Helpin Samoli: Lebih Baik Pertahankan Tanah daripada Tanaman

TEATER RAKYAT - Helpin Samoli membacakan sinopsis teater rakyat tentang Danau Toju di Festival Mosintuwu, Kamis 11 November 2022

”Saya lebih memilih tanah daripada tanaman. Tanah sekalipun tidak besar, akan memberi kehidupan kepada saya. Sedangkan tanaman jika tidak ada tanah, tidak akan berarti apa-apa”.

PERNYATAAN ini disampaikan Helpin Samoli (61). Dia adalah perempuan asal Desa Tiu Kecamatan Pamona Tenggara. Dia mengatakan itu saat berdiskusi dengan Staf Ahli Kementan, Erik Yessiah Tamalagi, di Dodoha – Tentena Kamis 11 November 2022. Pernyataannya itu terus diulanginya hingga dua kali. Helpin berargumentasi, jika tanahnya yang hilang, maka itu adalah malapetaka bagi kehidupannya. Tanaman tidak bisa lagi ditanam, karena tanah tidak ada lagi.

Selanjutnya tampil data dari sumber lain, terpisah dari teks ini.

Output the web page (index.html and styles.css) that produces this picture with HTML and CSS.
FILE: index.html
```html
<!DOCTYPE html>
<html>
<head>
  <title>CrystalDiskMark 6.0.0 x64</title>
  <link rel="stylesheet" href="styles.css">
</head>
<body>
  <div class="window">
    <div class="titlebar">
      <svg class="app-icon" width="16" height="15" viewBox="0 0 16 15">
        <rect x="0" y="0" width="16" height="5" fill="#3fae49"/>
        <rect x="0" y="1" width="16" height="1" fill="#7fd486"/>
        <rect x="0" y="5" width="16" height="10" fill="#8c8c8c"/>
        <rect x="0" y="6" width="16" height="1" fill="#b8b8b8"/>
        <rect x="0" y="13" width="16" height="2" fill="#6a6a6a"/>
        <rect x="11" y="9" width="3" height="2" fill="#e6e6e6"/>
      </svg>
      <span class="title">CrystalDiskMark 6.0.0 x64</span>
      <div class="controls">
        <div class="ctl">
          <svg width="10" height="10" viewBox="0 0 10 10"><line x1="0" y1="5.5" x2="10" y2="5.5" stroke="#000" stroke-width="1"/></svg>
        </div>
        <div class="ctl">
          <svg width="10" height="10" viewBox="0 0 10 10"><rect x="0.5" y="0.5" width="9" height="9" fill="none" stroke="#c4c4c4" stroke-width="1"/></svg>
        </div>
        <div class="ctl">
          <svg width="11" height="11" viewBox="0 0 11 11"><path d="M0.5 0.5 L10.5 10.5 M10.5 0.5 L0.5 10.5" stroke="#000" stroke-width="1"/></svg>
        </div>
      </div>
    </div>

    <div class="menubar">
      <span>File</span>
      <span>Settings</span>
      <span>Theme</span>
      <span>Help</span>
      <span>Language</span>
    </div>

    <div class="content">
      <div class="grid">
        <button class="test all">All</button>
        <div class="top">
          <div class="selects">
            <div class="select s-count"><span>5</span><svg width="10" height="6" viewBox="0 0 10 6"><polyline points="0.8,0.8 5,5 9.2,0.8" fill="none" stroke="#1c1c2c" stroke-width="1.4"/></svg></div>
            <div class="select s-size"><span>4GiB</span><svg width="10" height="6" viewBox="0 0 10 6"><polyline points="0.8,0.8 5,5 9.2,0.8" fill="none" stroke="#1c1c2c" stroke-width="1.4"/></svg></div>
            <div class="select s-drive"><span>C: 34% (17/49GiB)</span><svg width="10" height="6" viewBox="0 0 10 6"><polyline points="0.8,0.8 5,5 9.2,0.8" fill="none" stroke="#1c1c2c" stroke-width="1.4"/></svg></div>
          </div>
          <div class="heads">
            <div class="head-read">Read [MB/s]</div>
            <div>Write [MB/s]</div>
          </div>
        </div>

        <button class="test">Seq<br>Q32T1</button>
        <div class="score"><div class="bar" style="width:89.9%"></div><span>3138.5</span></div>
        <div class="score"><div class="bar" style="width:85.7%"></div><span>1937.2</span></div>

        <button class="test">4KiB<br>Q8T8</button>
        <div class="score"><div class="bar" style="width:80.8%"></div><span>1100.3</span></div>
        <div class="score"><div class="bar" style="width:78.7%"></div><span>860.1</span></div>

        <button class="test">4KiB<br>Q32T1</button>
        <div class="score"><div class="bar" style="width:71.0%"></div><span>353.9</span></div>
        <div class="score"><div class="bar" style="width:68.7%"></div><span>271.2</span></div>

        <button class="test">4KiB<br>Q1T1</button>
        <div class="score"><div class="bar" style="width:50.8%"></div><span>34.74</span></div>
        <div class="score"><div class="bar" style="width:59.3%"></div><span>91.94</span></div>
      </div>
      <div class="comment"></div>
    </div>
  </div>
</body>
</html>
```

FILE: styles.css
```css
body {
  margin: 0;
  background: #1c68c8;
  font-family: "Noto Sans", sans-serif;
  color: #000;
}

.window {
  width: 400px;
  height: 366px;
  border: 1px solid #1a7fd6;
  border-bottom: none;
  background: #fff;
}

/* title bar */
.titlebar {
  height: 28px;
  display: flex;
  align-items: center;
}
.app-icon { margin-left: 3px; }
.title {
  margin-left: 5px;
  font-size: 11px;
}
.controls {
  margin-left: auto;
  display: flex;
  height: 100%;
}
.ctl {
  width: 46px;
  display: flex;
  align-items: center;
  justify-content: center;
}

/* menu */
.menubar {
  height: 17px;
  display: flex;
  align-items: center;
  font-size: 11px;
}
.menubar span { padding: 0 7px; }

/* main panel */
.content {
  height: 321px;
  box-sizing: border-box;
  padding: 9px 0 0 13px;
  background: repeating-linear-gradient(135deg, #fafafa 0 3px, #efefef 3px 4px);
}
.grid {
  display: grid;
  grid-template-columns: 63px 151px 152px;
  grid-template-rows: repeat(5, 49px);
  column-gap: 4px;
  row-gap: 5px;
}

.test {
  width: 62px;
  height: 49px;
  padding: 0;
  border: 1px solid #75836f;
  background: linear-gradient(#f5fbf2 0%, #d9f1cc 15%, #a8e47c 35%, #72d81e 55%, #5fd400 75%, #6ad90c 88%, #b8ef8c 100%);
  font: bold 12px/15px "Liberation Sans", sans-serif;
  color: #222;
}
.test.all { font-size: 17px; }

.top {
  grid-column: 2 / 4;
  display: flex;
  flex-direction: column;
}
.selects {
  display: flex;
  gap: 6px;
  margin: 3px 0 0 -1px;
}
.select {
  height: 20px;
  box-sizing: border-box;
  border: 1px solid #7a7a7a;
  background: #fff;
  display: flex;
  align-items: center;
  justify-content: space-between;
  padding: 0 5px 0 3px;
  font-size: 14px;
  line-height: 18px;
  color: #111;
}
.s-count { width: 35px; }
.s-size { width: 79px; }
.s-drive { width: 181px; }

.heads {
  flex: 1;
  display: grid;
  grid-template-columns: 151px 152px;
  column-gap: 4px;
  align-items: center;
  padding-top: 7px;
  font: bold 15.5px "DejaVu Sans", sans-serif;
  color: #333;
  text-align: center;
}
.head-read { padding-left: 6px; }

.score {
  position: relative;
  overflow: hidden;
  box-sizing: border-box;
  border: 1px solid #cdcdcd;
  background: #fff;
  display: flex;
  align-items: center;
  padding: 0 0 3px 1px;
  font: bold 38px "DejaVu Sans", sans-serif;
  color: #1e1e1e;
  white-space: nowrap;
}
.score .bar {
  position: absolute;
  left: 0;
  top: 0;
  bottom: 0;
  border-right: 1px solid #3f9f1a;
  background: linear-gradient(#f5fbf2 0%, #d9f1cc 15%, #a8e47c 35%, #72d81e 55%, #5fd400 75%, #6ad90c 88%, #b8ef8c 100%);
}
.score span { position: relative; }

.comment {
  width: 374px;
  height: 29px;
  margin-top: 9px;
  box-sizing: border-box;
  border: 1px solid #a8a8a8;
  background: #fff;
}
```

Ditemui secara terpisah di bangunan Tambi (rumah adat Lore) yang berdiri mungil mengitari lokasi festival, Helpin mengaku kokoh dengan pendiriannya itu. Pasalnya, ia punya memori buruk soal bagaimana tanah-tanah yang dikuasai industri perkebunan dalam skala besar, membuat warga desa terasa menjadi ”tamu” di kampung sendiri.

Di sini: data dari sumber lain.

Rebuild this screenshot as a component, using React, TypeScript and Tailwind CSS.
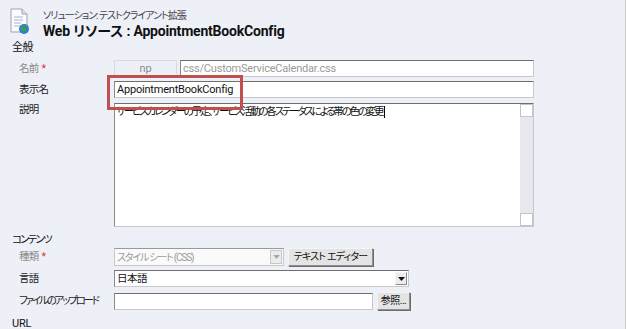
import React from "react";

function Label({ children, muted, req, cls }: { children: React.ReactNode; muted?: boolean; req?: boolean; cls?: string }) {
  return (
    <div
      className={`w-[114px] shrink-0 pl-[19px] whitespace-nowrap text-[10.5px] leading-[14px] ${cls ?? "tracking-[-0.8px]"} ${
        muted ? "text-[#8a8a8a]" : "text-[#222]"
      }`}
    >
      {children}
      {req && <span className="text-[#e03030] ml-[3px] tracking-normal">*</span>}
    </div>
  );
}

const inputCls =
  "h-[17px] border border-[#c6c8ce] border-t-[#6f6f6f] border-l-[#8a8a8a] bg-white text-[11px] leading-[15px] pl-[2px] overflow-hidden whitespace-nowrap";

function Btn({ children, w, cls }: { children: React.ReactNode; w: string; cls?: string }) {
  return (
    <div
      className={`${w} h-[18px] whitespace-nowrap border border-[#8f8f8f] border-t-[#f4f4f4] border-l-[#f4f4f4] bg-[#e4e4e4] shadow-[1px_1px_0_#6c6c6c] text-[10px] leading-[16px] text-[#111] flex items-center justify-center ${cls ?? ""}`}
    >
      {children}
    </div>
  );
}

export default function App() {
  return (
    <div className="w-[627px] h-[329px] overflow-hidden bg-[#eef0f8] flex relative font-[Roboto,'Noto_Sans_CJK_JP',sans-serif] [font-feature-settings:'palt'] tracking-[-0.2px]">
      <div className="w-[625px] shrink-0 flex flex-col">
        {/* header */}
        <div className="flex items-start pl-[9px] pt-[7px] h-[42px]">
          <svg width="22" height="27" viewBox="0 0 22 27" className="mt-[1px]">
            <path d="M2 1h11l5 5v18H2z" fill="#fbfbfd" stroke="#9aa2b4" strokeWidth="1" />
            <path d="M13 1v5h5" fill="#dfe3ec" stroke="#9aa2b4" strokeWidth="1" />
            <path d="M5 9h9M5 12h9M5 15h7M5 18h6" stroke="#a8b4cc" strokeWidth="1" />
            <circle cx="15" cy="21" r="5" fill="#2f7fd0" />
            <path d="M12 18c2 0 2 2 4 2s1 3 -1 4c-1-1-2-1-3-3z" fill="#3ca43c" />
            <path d="M16 16.5c1 1 2 1 3 2" stroke="#3ca43c" strokeWidth="1.5" fill="none" />
          </svg>
          <div className="ml-[12px] flex flex-col">
            <div className="text-[10px] leading-[13px] tracking-[-1px] text-[#444] mt-[2px]">ソリューション: テストクライアント拡張</div>
            <div className="text-[14px] leading-[17px] font-bold text-[#111] mt-[1px]">Web リソース : AppointmentBookConfig</div>
          </div>
        </div>

        {/* 全般 */}
        <div className="pl-[12px] text-[11px] leading-[15px] tracking-[-0.5px] text-[#111]">全般</div>
        <div className="ml-[12px] w-[556px] h-[2px] bg-[#d6d8de] mt-[2px]" />

        <div className="flex items-center mt-[3px] h-[17px]">
          <Label muted req>名前</Label>
          <div className="w-[63px] h-[17px] border border-[#d8dae2] bg-[#eef0f8] text-[11px] leading-[15px] text-[#8a8a8a] text-center">np</div>
          <div className={`${inputCls} ml-[3px] w-[354px] text-[#9a9a9a] bg-[#fafafa]`}>css/CustomServiceCalendar.css</div>
        </div>

        <div className="flex items-center mt-[4px] h-[17px]">
          <Label>表示名</Label>
          <div className={`${inputCls} w-[420px] text-[#111]`}>AppointmentBookConfig</div>
        </div>

        <div className="flex items-start mt-[5px]">
          <Label>説明</Label>
          <div className="w-[420px] h-[124px] border border-[#c6c8ce] border-t-[#6f6f6f] border-l-[#8a8a8a] bg-white flex">
            <div className="flex-1 text-[10.5px] leading-[14px] tracking-[-2.2px] text-[#111] pl-[1px] pt-[1px] whitespace-nowrap overflow-hidden">
              サービスカレンダーの予定、サービス活動の各ステータスによる帯の色の変更
              <span className="inline-block w-[1px] h-[12px] ml-[2px] bg-black align-middle" />
            </div>
            <div className="w-[13px] bg-[#e6e8ee] flex flex-col justify-between">
              <div className="w-[13px] h-[13px] bg-white border border-[#c2c4cc]" />
              <div className="w-[13px] h-[13px] bg-white border border-[#c2c4cc]" />
            </div>
          </div>
        </div>

        {/* コンテンツ */}
        <div className="pl-[12px] text-[10.5px] leading-[14px] tracking-[-1.8px] text-[#111] mt-[6px]">コンテンツ</div>
        <div className="ml-[12px] w-[556px] h-[2px] bg-[#d6d8de]" />

        <div className="flex items-center mt-[1px] h-[19px]">
          <Label muted req>種類</Label>
          <div className="w-[170px] h-[18px] border border-[#c6c8ce] border-t-[#9a9a9a] bg-[#fafafa] flex items-center">
            <div className="flex-1 text-[10px] leading-[15px] tracking-[-1.2px] text-[#9a9a9a] pl-[2px] whitespace-nowrap">スタイル シート (CSS)</div>
            <div className="w-[12px] h-[14px] mr-[1px] bg-[#ececec] border border-[#c8c8c8] flex items-center justify-center">
              <svg width="7" height="4" viewBox="0 0 7 4"><path d="M0 0h7L3.5 4z" fill="#a8a8a8" /></svg>
            </div>
          </div>
          <div className="ml-[4px]">
            <Btn w="w-[85px]" cls="tracking-[-0.8px]">テキスト エディター</Btn>
          </div>
        </div>

        <div className="flex items-center mt-[4px] h-[18px]">
          <Label>言語</Label>
          <div className="w-[295px] h-[17px] border border-[#c6c8ce] border-t-[#6f6f6f] border-l-[#8a8a8a] bg-white flex items-center">
            <div className="flex-1 text-[10.5px] leading-[15px] tracking-[-0.5px] text-[#111] pl-[2px]">日本語</div>
            <div className="w-[12px] h-[13px] mr-[1px] bg-[#ececec] border border-[#8a8a8a] border-t-[#f6f6f6] border-l-[#f6f6f6] flex items-center justify-center">
              <svg width="7" height="4" viewBox="0 0 7 4"><path d="M0 0h7L3.5 4z" fill="#111" /></svg>
            </div>
          </div>
        </div>

        <div className="flex items-center mt-[5px] h-[18px]">
          <Label cls="tracking-[-2.2px]">ファイルのアップロード</Label>
          <div className={`${inputCls} w-[259px]`} />
          <div className="ml-[4px]">
            <Btn w="w-[33px]" cls="tracking-[-0.5px]">参照...</Btn>
          </div>
        </div>

        <div className="pl-[12px] text-[11px] leading-[15px] text-[#111] mt-[6px]">URL</div>
      </div>
      <div className="w-[1px] bg-[#c8cad2]" />
      <div className="flex-1 bg-white" />

      {/* annotation */}
      <div className="absolute left-[107px] top-[75px] w-[136px] h-[35px] border-[3px] border-[#c0504d]" />
    </div>
  );
}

Ia menceritakan di Desa Tiu kediamannya. Pada tahun 2013 perkebunan kebun sawit masuk di desanya. Sebagai warga yang sadar betul ancaman nyata industri perkebunan monokultur, ia bertekad akan melawan semampunya. Setidaknya kata dia, tidak akan menjual tanahnya semahal apa pun harga yang ditawarkan. Ia beruntung tidak tergoda untuk melepas tanah pertanian miliknya. Saat itu, setiap warga yang tanahnya masuk dalam areal perkebunan kompensasi senilai Rp2,5 juta. Ia sendiri mengaku tidak tertarik dengan skema itu.

Saat industri perkebunan sawit masuk, warga setempat diiming-iming bakal direkrut menjadi tenaga kerja di perusahaan. ”Janji itu betul. Tapi mereka direkrut jadi tenaga kerja kasar,” katanya mengenang. Warga menjadi pekerja untuk membongkar lahan. Saat perkebunan sudah berproduksi, tenaga kerja lokal tidak lagi dipakai. ”Saat ini tinggal 10 orang warga lokal yang bekerja di sana,” katanya.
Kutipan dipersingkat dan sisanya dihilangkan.